For decades, Hafler’s work has been pivotal in the field of multiple sclerosis. In fact, in the 1980s, his lab was the first to identify autoreactive T-cells in patients with MS. 

“It was the first demonstration of autoreactive T-cells in humans for any self-antigens,” Hafler said. “The surprising thing back then was, not only did we find autoreactive T-cells in patients with MS, but [we] also found them in healthy individuals. They were [present with a] lower frequency but they were present, and that was a conundrum that we dealt with for decades … We finally figured … that the difference [between] patients with MS [and healthy individuals] … [is that] in healthy individuals, T-cells are autoreactive but they are secreting … a suppressive cytokine that turns off immune responses.”

Hafler added that these T-cells then recruit other cells –– scavenger cells –– to destroy the myelin sheath. In comparison, healthy individuals’ “T-cells are not setting up an inflammatory response.” 

B-cells, like T-cells, are the immune system’s other main cells. They produce antibodies to fight off infections. Antibodies, like T-cells, recognize antigens on foreign cells and kill those cells that invade the body, which typically come from infectious disease. 

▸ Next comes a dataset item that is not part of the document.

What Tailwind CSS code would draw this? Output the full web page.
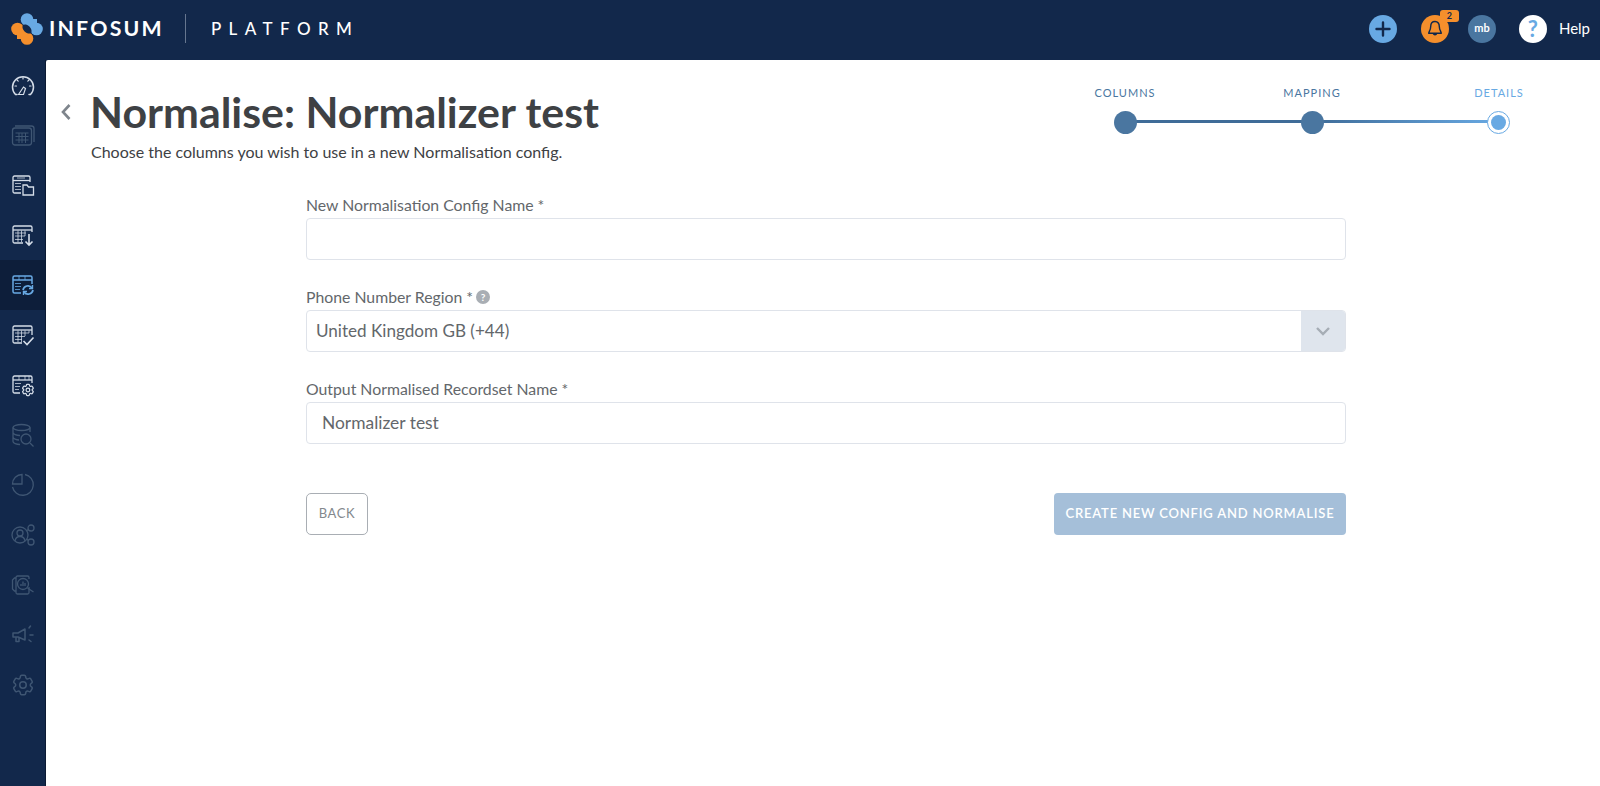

“One of the big breakthroughs in the field is drugs that deplete B-cells — in particular, Ocreluzimab [Ocrevus], the FDA-approved drug we use,” Hafler said. “The drug Rituxan for rheumatoid arthritis was tried in a number of different autoimmune models and it worked very well in rheumatoid arthritis. Eventually, it was tried in multiple sclerosis … and we’ve been using it for five years in our clinic with absolutely spectacular results.” 

Rituxan and Ocrevus are both B-cell depleting monoclonal antibodies.

Anti-inflammatory medications don’t target the underlying cause of MS, but work to reduce symptoms and increase the quality of life in patients suffering from the disease. According to Bucala, the symptoms of MS are caused by inflammatory cells and immune cells infiltrating the brain. These cells then release mediators that destroy the surrounding neurons and the neural connections.

“If you can reduce those inflammatory mediators by blocking [their] action or by blocking [their] production, then there’s less tissue damage,” Bucala said. “There’s less brain damage that occurs. They’re not curative, in the sense the disease never returns, but the symptoms — the pain, the disability — are reduced. And the progression of the disease is slowed.”

In addition to slowing the disease progression, research is paving the way for earlier diagnosis of MS.

Patients with MS are usually diagnosed much after its main, debilitating symptoms, or immunopathology, start to show. 

“[When] the immune system becomes dysregulated and starts to damage the central nervous system, [the] damage that is caused most likely begins well in advance of someone actually having symptoms of multiple sclerosis,” Longbrake noted. “We can’t actually make a diagnosis of MS until someone has a symptom of the disease. But we do know that at the time that those first symptoms develop, it’s pretty clear that there’s been underlying damage taking place for … probably, years.” 

Even without any concrete symptoms, neurological damage can be seen in people who haven’t yet received a diagnosis. According to Longbrake, while MS patients are still asymptomatic, some of them exhibit brain lesions that appear to be MS. If these individuals are studied closely, they may have subtle cognitive problems. 

Longbrake noted that their study is interested in the concept of preclinical MS and diagnosing the disease closer to its onset.

“We are learning that within those five years leading up to a diagnosis … [they] start to access healthcare systems more frequently,” Longbrake said. “We know that with MS, treating early gives you the best long-term outcomes. The natural extension of that observation is to say — if you treat it before the symptoms actually became noticeable, could the disease be prevented altogether?”

Experts estimate that there are around one million people in the United States living with MS.